I’m in the US. The religious right has been attacking the public school system for years. I believe the people leading that movement are purposefully and maliciously trying to break it apart to fund religious schools and install more and more religious education. Many people helping this along don’t realize this ultimate goal. Vouchers going to religious schools, that’s crazy to me that it could happen in the US. Even government providing busing to private schools is really borderline, I think it’s not ok.

Then add in many Democrats have joined in the song that American schools suck compared to the rest of the world. Bullshit. We still have plenty of great schools, but we do need to improve, and we definitely need to make education better across the board all income levels. It seems to me most teachers are good at there jobs and care about doing a good job.

Several years ago I saw some new education programs (I think it was a Bill Gates project) where kids do a lot of learning online at their own pace, and a teacher helps each student where they need help. The teacher was more monitoring and tutoring and it was very tailored to each student. I don’t know how successful it was, but that model seems like it could work well during a pandemic.

Oh, and speaking of pandemics, covid really just pushed some of the education problems forward. Some good some bad. I heard in Florida the governor is raising minimum salaries for teachers; I’m not sure if it has been done yet. Florida needed a salary boost though, it was lagging behind many other states. Some states pay teachers well, not all teachers are underpaid, but some are extremely underpaid. That needs to be fixed.
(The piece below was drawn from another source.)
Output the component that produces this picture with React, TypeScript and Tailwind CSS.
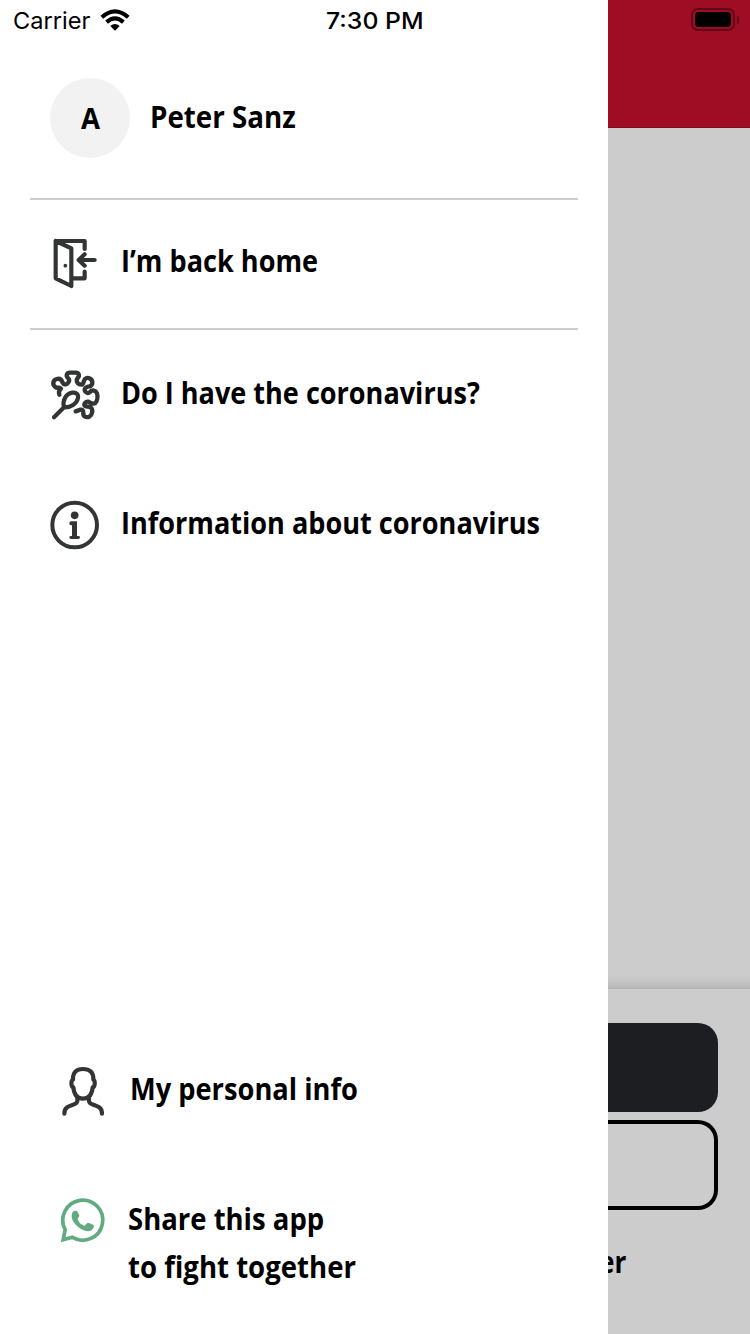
import { useLayoutEffect, useRef, useState, type ReactNode } from "react";

/** Condenses a line of text horizontally so that it fills exactly `width` pixels. */
function Fit({ text, width, className = "" }: { text: string; width: number; className?: string }) {
  const ref = useRef<HTMLSpanElement>(null);
  const [scale, setScale] = useState(1);
  useLayoutEffect(() => {
    if (ref.current) setScale(width / ref.current.offsetWidth);
  }, [text, width]);
  return (
    <span className="block" style={{ width }}>
      <span
        ref={ref}
        className={"inline-block origin-left whitespace-nowrap align-top " + className}
        style={{ transform: `scaleX(${scale})` }}
      >
        {text}
      </span>
    </span>
  );
}

const label = "text-[30px] leading-[48px] font-bold";

function Icon({ children, height = 70, color = "#333434" }: { children: ReactNode; height?: number; color?: string }) {
  return (
    <svg
      className="shrink-0"
      width={80}
      height={height}
      viewBox={`0 0 240 ${height * 3}`}
      fill="none"
      stroke={color}
      strokeWidth={12.5}
      strokeLinecap="round"
      strokeLinejoin="round"
    >
      {children}
    </svg>
  );
}

function DoorIcon() {
  return (
    <Icon height={75}>
      <path d="M134 72V48H47V160L94 183V70L47 48M98 160H134V140M164 105H118M134 88L116 105L134 122" />
      <circle cx="76" cy="122" r="5.5" fill="#333434" stroke="none" />
    </Icon>
  );
}

function VirusIcon() {
  return (
    <Icon>
      <path d="M42 172L72 142M72 142C66 122 78 101 97 98C109 96 116 103 114 114C111 131 92 143 72 142Z" />
      <path
        strokeWidth="13"
        d="M58 104C54 94 63 86 63 86C59 80 52 86 46 81C36 74 39 60 50 57C60 54 65 60 68 68C72 76 80 74 84 69C89 63 88 58 84 54C77 47 80 38 90 38H107C117 38 120 48 113 54C107 61 110 70 119 73C127 76 130 72 131 65C134 54 144 50 152 57C160 64 158 76 149 79C140 80 133 83 134 91C136 98 144 102 150 96C157 88 167 91 171 100C174 110 172 123 166 129C158 135 151 127 145 125C137 123 131 132 134 137C138 141 145 139 153 143C160 150 157 165 148 170C138 174 129 169 130 160C130 153 129 148 122 149L107 154"
      />
    </Icon>
  );
}

function InfoIcon() {
  return (
    <Icon>
      <circle cx="104" cy="105" r="67" strokeWidth="12" />
      <circle cx="104" cy="76" r="11.5" fill="#333434" stroke="none" />
      <path d="M94 94H111V138H115Q120 138 120 142Q120 147 115 147H93Q88 147 88 142Q88 138 93 138H96V106H94Q88 106 88 100Q88 94 94 94Z" fill="#333434" stroke="none" />
    </Icon>
  );
}

function PersonIcon() {
  return (
    <Icon>
      <path d="M99 42C79 42 68 52 69 74C62 76 63 96 70 97C72 117 81 131 99 131C117 131 126 117 128 97C136 96 136 76 130 74C131 52 119 42 99 42Z" />
      <path d="M82 130V138C82 155 43 144 43 176M117 130V138C117 155 156 144 156 176" />
    </Icon>
  );
}

function WhatsAppIcon() {
  return (
    <Icon height={65} color="#62ab80">
      <path strokeLinejoin="miter" strokeWidth="11" d="M47 121A60 60 0 1 1 69 144L41 151L47 121Z" transform="translate(-1.5 -2)" />
      <path
        fill="#62ab80"
        stroke="none"
        d="M69 65C73 61 80 62 83 66L88 76Q89 80 83 86C84 95 94 105 104 107L111 100Q113 98 117 99L131 105C134 112 127 122 115 124C99 123 80 111 71 96C63 83 64 70 69 65Z"
      />
    </Icon>
  );
}

function WifiIcon() {
  return (
    <svg width="30" height="22" viewBox="0 0 30 22" fill="none" stroke="#000" strokeWidth="4.1">
      <path d="M1.8 8.2Q15-3.6 28.2 8.2M6.6 13.1Q15 5.8 23.4 13.1" />
      <path d="M10.3 17.1Q15 13 19.7 17.1L15 21.8Z" fill="#000" stroke="none" />
    </svg>
  );
}

function Row({ icon, text, width }: { icon: ReactNode; text: string; width: number }) {
  return (
    <div className="flex h-[130px] items-center pl-[40px]">
      {icon}
      <div className="-mt-[5px] ml-[1px]">
        <Fit text={text} width={width} className={label} />
      </div>
    </div>
  );
}

export default function App() {
  return (
    <div className="relative flex h-[1334px] w-[750px] overflow-hidden bg-[#cccccc] font-['Open_Sans','Noto_Sans',sans-serif] text-black">
      <aside className="flex w-[608px] shrink-0 flex-col bg-white">
        <div className="h-[78px] shrink-0" />
        <div className="mx-[30px] flex h-[122px] items-start border-b-2 border-[#cfcfcf] pl-[20px]">
          <div className="flex h-[80px] w-[80px] items-center justify-center rounded-full bg-[#f2f2f2]">
            <Fit text="A" width={19} className="text-[29px] leading-[48px] font-bold" />
          </div>
          <div className="mt-[15px] ml-[20px]">
            <Fit text="Peter Sanz" width={146} className={label} />
          </div>
        </div>
        <div className="mx-[30px] flex h-[130px] items-start border-b-2 border-[#cfcfcf] pt-[25px] pl-[10px]">
          <DoorIcon />
          <div className="mt-[12px] ml-[1px]">
            <Fit text="I’m back home" width={197} className={label} />
          </div>
        </div>
        <Row icon={<VirusIcon />} text="Do I have the coronavirus?" width={359} />
        <Row icon={<InfoIcon />} text="Information about coronavirus" width={419} />
        <div className="flex-1" />
        <div className="flex h-[135px] items-start pl-[50px]">
          <PersonIcon />
          <div className="mt-[10px]">
            <Fit text="My personal info" width={228} className={label} />
          </div>
        </div>
        <div className="flex h-[144px] items-start pl-[50px]">
          <WhatsAppIcon />
          <div className="mt-[5px] ml-[-2px]">
            <Fit text="Share this app" width={196} className={label} />
            <Fit text="to fight together" width={228} className={label} />
          </div>
        </div>
      </aside>

      <main className="flex w-[142px] flex-col overflow-hidden">
        <div className="h-[128px] border-b border-[#850b20] bg-[#9f0d25]" />
        <div className="h-[861px]" />
        <div className="-mx-[30px] flex-1 px-[30px] pt-[34px] shadow-[0_0_14px_rgba(0,0,0,0.24)]">
          <div className="h-[89px] w-[110px] rounded-r-[20px] bg-[#1d1e22]" />
          <div className="mt-[8px] h-[90px] w-[110px] rounded-r-[20px] border-4 border-l-0 border-black" />
          <div className="mt-[28px] -ml-[9px]">
            <Fit text="er" width={27} className={label} />
          </div>
        </div>
      </main>

      <header className="absolute inset-x-0 top-0 flex h-[41px] items-center font-['Inter',sans-serif] text-[23px] leading-[40px]">
        <div className="flex w-[326px] items-center gap-[10px] pl-[13px]">
          <div className="pt-[1px]">
            <Fit text="Carrier" width={77} />
          </div>
          <div className="-mt-[1px]">
            <WifiIcon />
          </div>
        </div>
        <div className="pt-[1px]">
          <Fit text="7:30 PM" width={97} className="font-medium" />
        </div>
        <div className="flex-1" />
        <div className="-mt-[2px] flex items-center gap-[2px] pr-[11px]">
          <div className="h-[23px] w-[44px] rounded-[7px] border-2 border-[#60081a] p-[2px]">
            <div className="h-full w-full rounded-[4px] bg-black" />
          </div>
          <div className="h-[8px] w-[2px] rounded-r-full bg-[#60081a]" />
        </div>
      </header>
    </div>
  );
}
I don’t think pay is the only reason people aren’t going into or staying in the field of teaching. It used to be teaching was good hours of people had children, and summers off. Now, teachers seem to have shorter summers, teaching is more complicated now from what I can tell, and teachers even worry about their safety more than in the past. Back to the topic of good hours, now many professional jobs have much more flexibility, working from home, hybrid, and can take vacations when flights and hotels are less expensive and crowds are low, because they aren’t controlled by the school calendar.

The religious right wing is getting what they asked for to some extent, but I would warn them that old cliche to be careful what they wish for. They don’t realize what it really will result in, even though you can see around the world that the most prosperous and civilized countries all have strong public education systems, and countries where you need money to get your kids educated are third world countries with great poverty and an incredible lack of education among the masses.

Both the Democrats and the Republicans are doing some things that are hurting the schools in some parts of the country. It really varies around the country.